The most overwhelming reason to keep performance-related pay, according to Professor Edmans, is that it holds people to account. “The flipside of giving bonuses for good performance is they also allow punishment for bad performance. Jimmy Cayne of Bear Sterns lost US$950 million for screwing up. Had his pay been cash instead of a performance-related bonus, he would have walked away with that US$950 million.
"So bonuses aren’t necessarily about greed. Bonuses tie you to performance: it’s alignment. More should be linked to performance in my view. When people are fired and they walk away with huge severance packages – that’s not linked to performance. Maybe it should be!”
Professor Edmans also questions why people so distrust incentives in the financial sphere. “Incentives work in any setting – we have tax incentives, for example. We have incentives for good behaviour and punishments for bad behaviour. Otherwise you’re almost into a communist type of situation where people are just paid to preserve the status quo. We should want to reward great work.”

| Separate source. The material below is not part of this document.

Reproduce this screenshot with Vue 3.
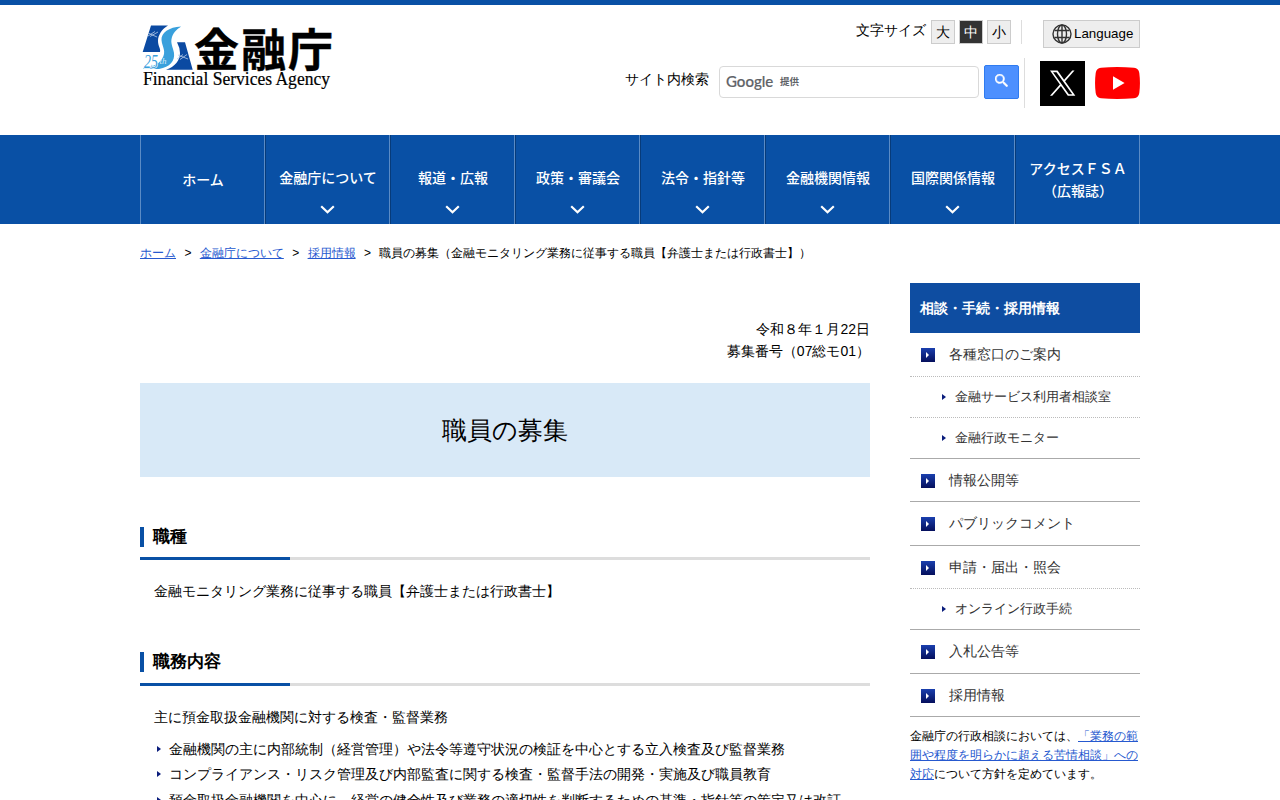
<template>
  <div class="page">
    <header class="header">
      <div class="inner">
        <a class="logo">
          <svg width="196" height="74" viewBox="0 0 196 74">
            <path fill="#0b4aa2" d="M11 5.500 H28 C22 9 18 15 18 21 C18 26 21 29 20 32 H2.700 Z" />
            <path fill="#0b4aa2" d="M37 22.300 H45 L52.700 49.700 H26 C35 47 40 40 40 33 Q40 28 37 22.300 Z" />
            <path fill="#39a0dc" d="M41 6.500 C29 7 21 13 21.500 20 C22 27 27 31 22 39 C18 45 12 47 4 47.500 L3 49 H19 C30 47 35 41 34 33 C33 27 30 23 32 17 C34 11 38 9 41 6.500 Z" />
            <path fill="none" stroke="#b9cde8" stroke-width=".8" d="M8 16 L15 11.500 M10 16.500 L18 12 M8 13 L17 17 M37 39 L43 34.500 M40 39.500 L47 34.500 M38 35 L48 39" />
            <text class="years" x="4" y="48" textLength="14" lengthAdjust="spacingAndGlyphs">25</text>
            <text class="th" x="19.500" y="44">th</text>
            <text class="name" x="54" y="46.500" textLength="139">金融庁</text>
            <text class="name-en" x="3" y="64.500" textLength="187" lengthAdjust="spacingAndGlyphs">Financial Services Agency</text>
          </svg>
        </a>
        <div class="tools">
          <div class="tools-top">
            <span class="size-label">文字サイズ</span>
            <button v-for="size in sizes" :key="size" class="size" :class="{ active: size === current }" @click="current = size">{{ size }}</button>
            <span class="separator"></span>
            <button class="language">
              <svg width="20" height="20" viewBox="0 0 20 20" fill="none" stroke="#333" stroke-width="1.4">
                <circle cx="10" cy="10" r="9" />
                <ellipse cx="10" cy="10" rx="4.5" ry="9" />
                <path d="M10 1 V19 M2.500 6.500 H17.500 M2.500 13.500 H17.500" />
              </svg>
              <span>Language</span>
            </button>
          </div>
          <div class="tools-bottom">
            <label class="search-label">サイト内検索</label>
            <div class="search-box">
              <span class="google">Google</span>
              <span class="offer">提供</span>
            </div>
            <button class="search-btn">
              <svg width="13" height="13" viewBox="0 0 13 13">
                <path fill="#fff" stroke="#fff" stroke-width=".4" d="M4.800 0a4.800 4.800 0 1 0 2.900 8.600l.2.2v.5L11.700 13l1.300-1.300L9.300 7.900h-.5l-.2-.2A4.800 4.800 0 0 0 4.800 0zm0 1.500a3.300 3.300 0 1 1 0 6.600 3.300 3.300 0 0 1 0-6.600z" />
              </svg>
            </button>
            <span class="separator tall"></span>
            <a class="x-link">
              <svg width="45" height="45" viewBox="0 0 45 45">
                <rect width="45" height="45" />
                <g transform="translate(10 9.500) scale(1.080)" fill="#fff">
                  <path d="M14.258 10.152 23.176 0h-2.113l-7.747 8.813L7.133 0H0l9.352 13.328L0 23.973h2.113l8.176-9.309 6.531 9.309h7.133zM2.875 1.560h3.246l14.943 20.950h-3.246z" transform="scale(.98)" />
                </g>
              </svg>
            </a>
            <a class="yt-link">
              <svg width="45" height="32" viewBox="0 0 45 32">
                <path fill="#f00" d="M6 .7 Q22 -.7 39 .7 Q43.500 1 44.300 6 Q45.600 16 44.300 26 Q43.500 31 39 31.300 Q22 32.700 6 31.300 Q1.500 31 .7 26 Q-.6 16 .7 6 Q1.500 1 6 .7 Z" />
                <path fill="#fff" d="M18 9.200 L29.600 16 L18 22.800 Z" />
              </svg>
            </a>
          </div>
        </div>
      </div>
    </header>

    <nav class="gnav">
      <ul>
        <li v-for="item in nav" :key="item.label" :class="{ plain: !item.sub }">
          <span class="gnav-label">{{ item.label }}<template v-if="item.second"><br>{{ item.second }}</template></span>
          <svg v-if="item.sub" width="15" height="9" viewBox="0 0 15 9">
            <path d="M1.200 1.200 L7.500 7.200 L13.800 1.200" fill="none" stroke="#fff" stroke-width="2.200" />
          </svg>
        </li>
      </ul>
    </nav>

    <div class="breadcrumb">
      <template v-for="crumb in crumbs" :key="crumb"><a>{{ crumb }}</a><i>&gt;</i></template>
      <span>職員の募集（金融モニタリング業務に従事する職員【弁護士または行政書士】）</span>
    </div>

    <div class="columns">
      <main>
        <p class="date">令和８年１月22日<br>募集番号（07総モ01）</p>
        <h1>職員の募集</h1>
        <h2>職種</h2>
        <p class="text">金融モニタリング業務に従事する職員【弁護士または行政書士】</p>
        <h2 class="second">職務内容</h2>
        <p class="text">主に預金取扱金融機関に対する検査・監督業務</p>
        <ul class="duties">
          <li v-for="duty in duties" :key="duty">{{ duty }}</li>
        </ul>
      </main>
      <aside>
        <h3>相談・手続・採用情報</h3>
        <ul class="side">
          <li v-for="item in side" :key="item.label" :class="{ sub: item.sub, dotted: item.dotted }">
            <span class="mark"></span>{{ item.label }}
          </li>
        </ul>
        <p class="note">金融庁の行政相談においては、<a>「業務の範囲や程度を明らかに超える苦情相談」への対応</a>について方針を定めています。</p>
      </aside>
    </div>
  </div>
</template>

<script setup>
    import { ref } from 'vue'

    const sizes = ['大', '中', '小']
    const current = ref('中')

    const nav = [
        { label: 'ホーム' },
        { label: '金融庁について', sub: true },
        { label: '報道・広報', sub: true },
        { label: '政策・審議会', sub: true },
        { label: '法令・指針等', sub: true },
        { label: '金融機関情報', sub: true },
        { label: '国際関係情報', sub: true },
        { label: 'アクセスＦＳＡ', second: '（広報誌）' }
    ]

    const crumbs = ['ホーム', '金融庁について', '採用情報']

    const duties = [
        '金融機関の主に内部統制（経営管理）や法令等遵守状況の検証を中心とする立入検査及び監督業務',
        'コンプライアンス・リスク管理及び内部監査に関する検査・監督手法の開発・実施及び職員教育',
        '預金取扱金融機関を中心に、経営の健全性及び業務の適切性を判断するための基準・指針等の策定又は改訂'
    ]

    const side = [
        { label: '各種窓口のご案内', dotted: true },
        { label: '金融サービス利用者相談室', sub: true, dotted: true },
        { label: '金融行政モニター', sub: true },
        { label: '情報公開等' },
        { label: 'パブリックコメント' },
        { label: '申請・届出・照会', dotted: true },
        { label: 'オンライン行政手続', sub: true },
        { label: '入札公告等' },
        { label: '採用情報' }
    ]
</script>

<style>
    body {
        margin: 0;
        overflow: hidden;
    }
</style>

<style scoped>
    .page {
        height: 800px;
        overflow: hidden;
        background: #fff;
        color: #000;
        border-top: 5px solid #0950a5;
        box-sizing: border-box;
        font-family: "Liberation Sans", sans-serif;
        font-size: 14px;
        line-height: 22px;
    }
    ul, p, h1, h2, h3 {
        margin: 0;
        padding: 0;
        list-style: none;
    }
    button {
        font: inherit;
        padding: 0;
        box-sizing: border-box;
        color: #000;
    }
    svg {
        display: block;
    }
    a {
        color: #2659cf;
        text-decoration: underline;
    }
    .inner {
        width: 1000px;
        height: 130px;
        margin: 0 auto;
        display: flex;
        justify-content: space-between;
    }
    .logo {
        padding-top: 15px;

        & .name {
            font: 700 45px "Noto Sans CJK JP", sans-serif;
            stroke: #000;
            stroke-width: 0.4;
        }
        & .name-en {
            font: 18px "Liberation Serif", serif;
            stroke: #000;
            stroke-width: 0.2;
        }
        & .years, & .th {
            font: italic 18px "Liberation Serif", serif;
            fill: #39a0dc;
            stroke: #fff;
            stroke-width: 1.5;
            paint-order: stroke;
        }
        & .th {
            font-size: 9px;
            stroke: none;
            fill: #d5ecfa;
        }
    }
    .tools-top {
        display: flex;
        justify-content: flex-end;
        height: 28px;
        padding-top: 15px;
    }
    .size-label {
        line-height: 21px;
        margin-right: 5px;
    }
    .size {
        width: 24px;
        height: 24px;
        margin-right: 4px;
        background: #eee;
        border: 1px solid #ccc;

        &.active {
            background: #333;
            color: #fff;
        }
    }
    .separator {
        width: 1px;
        height: 24px;
        margin: 0 21px 0 6px;
        background: #ddd;
    }
    .language {
        width: 97px;
        height: 28px;
        display: flex;
        align-items: center;
        gap: 2px;
        padding-left: 8px;
        font-size: 13.33px;
        background: #eee;
        border: 1px solid #ccc;
    }
    .tools-bottom {
        display: flex;
        justify-content: flex-end;
        align-items: flex-start;
        padding-top: 10px;
    }
    .search-label {
        margin: 10px 10px 0 0;
    }
    .search-box {
        display: flex;
        align-items: center;
        width: 260px;
        height: 32px;
        margin-top: 8px;
        padding: 0 0 2px 6px;
        box-sizing: border-box;
        border: 1px solid #d9d9d9;
        border-radius: 4px;
        color: #5f6368;
    }
    .google {
        width: 54px;
        font: 500 15px Lato, sans-serif;
        -webkit-text-stroke: 0.2px #5f6368;
    }
    .offer {
        font: 700 9.500px "Noto Sans CJK JP", sans-serif;
    }
    .search-btn {
        width: 35px;
        height: 34px;
        margin: 7px 5px 0 5px;
        padding: 0 0 3px 10px;
        background: #4d90fe;
        border: 1px solid #2f7bf0;
        border-radius: 2px;
    }
    .separator.tall {
        height: 50px;
        margin: 0 15px 0 0;
    }
    .x-link {
        margin: 3px 10px 0 0;
    }
    .yt-link {
        margin-top: 9px;
    }

    .gnav {
        height: 89px;
        background: #0950a5;

        & ul {
            display: flex;
            width: 1000px;
            margin: 0 auto;
        }
        & li {
            display: flex;
            flex-direction: column;
            align-items: center;
            width: 125px;
            height: 89px;
            padding-top: 31px;
            box-sizing: border-box;
            border-left: 1px solid #073b7a;
            border-right: 1px solid #5a8bc5;
            color: #fff;
            font: 500 14px/22px "Noto Sans CJK JP", sans-serif;
            text-align: center;
        }
        & li:first-child {
            border-left-color: #5a8bc5;
        }
        & li.plain {
            padding-top: 33px;
        }
        & li:last-child {
            padding-top: 22px;
        }
        & .gnav-label {
            padding-left: 1px;
        }
        & svg {
            margin-top: 17px;
        }
    }

    .breadcrumb {
        width: 1000px;
        height: 20px;
        margin: 19px auto 0;
        font-size: 12px;
        line-height: 20px;

        & i {
            margin: 0 8.400px;
            font-style: normal;
        }
    }

    .columns {
        display: flex;
        justify-content: space-between;
        width: 1000px;
        margin: 20px auto 0;
    }
    main {
        width: 730px;
    }
    .date {
        padding-top: 35px;
        text-align: right;
    }
    h1 {
        height: 94px;
        margin-top: 21px;
        background: #d8e9f7;
        font-size: 25.200px;
        font-weight: normal;
        line-height: 94px;
        text-align: center;
    }
    h2 {
        position: relative;
        height: 30px;
        margin-top: 50px;
        border-bottom: 3px solid #ddd;
        font-size: 17px;
        line-height: 20px;

        &:before {
            content: "";
            display: inline-block;
            width: 4px;
            height: 20px;
            margin-right: 9px;
            background: #0950a5;
            vertical-align: top;
        }
        &:after {
            content: "";
            position: absolute;
            left: 0;
            bottom: -3px;
            width: 150px;
            height: 3px;
            background: #0950a5;
        }
        &.second {
            height: 31px;
        }
    }
    .text {
        padding: 20px 0 0 14px;
    }
    .duties {
        margin: 8px 0 0 17px;

        & li {
            display: flex;
            align-items: center;
            height: 25.600px;
            white-space: nowrap;
        }
        & li:before {
            content: "";
            margin-right: 8px;
            border: solid transparent;
            border-width: 3px 0 3px 4px;
            border-left-color: #0a1d7c;
        }
    }

    aside {
        width: 230px;
    }
    h3 {
        height: 50px;
        padding-left: 10px;
        background: #0e4da1;
        color: #fff;
        font-size: 14px;
        line-height: 50px;
    }
    .side li {
        display: flex;
        align-items: center;
        height: 43.500px;
        padding-left: 11px;
        box-sizing: border-box;
        border-bottom: 1px solid #aaa;
        color: #333;

        & .mark {
            display: flex;
            align-items: center;
            justify-content: center;
            width: 14px;
            height: 14px;
            margin: 2px 14px 0 0;
            background: linear-gradient(#1a3fae, #050f5c);
        }
        & .mark:before {
            content: "";
            margin-right: 1px;
            border: solid transparent;
            border-width: 3px 0 3px 3px;
            border-left-color: #fff;
        }
        &.dotted {
            border-bottom: 1px dotted #bbb;
        }
        &.sub {
            height: 41px;
            padding-left: 32px;
            font-size: 13px;
        }
        &.sub .mark {
            width: 4px;
            height: 6px;
            margin: 0 9px 0 0;
            background: none;
        }
        &.sub .mark:before {
            margin-right: 0;
            border-left-width: 4px;
            border-left-color: #0a1d7c;
        }
    }
    .note {
        padding-top: 10px;
        font-size: 12px;
        line-height: 19px;
    }
</style>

Yes but surely the level of pay awarded to those at the top of the corporate tree is excessive. Who needs a bonus of several million pounds? That is missing the point, says Professor Edmans. “Inequality isn’t limited to CEOs. Look at footballers, actors, singers, authors, YouTubers. You have a few who are highly paid, highly bought, or highly viewed and then everyone else who isn’t. What we see in CEOs isn’t different from what we see in any other walk of life. It’s just the way things are.”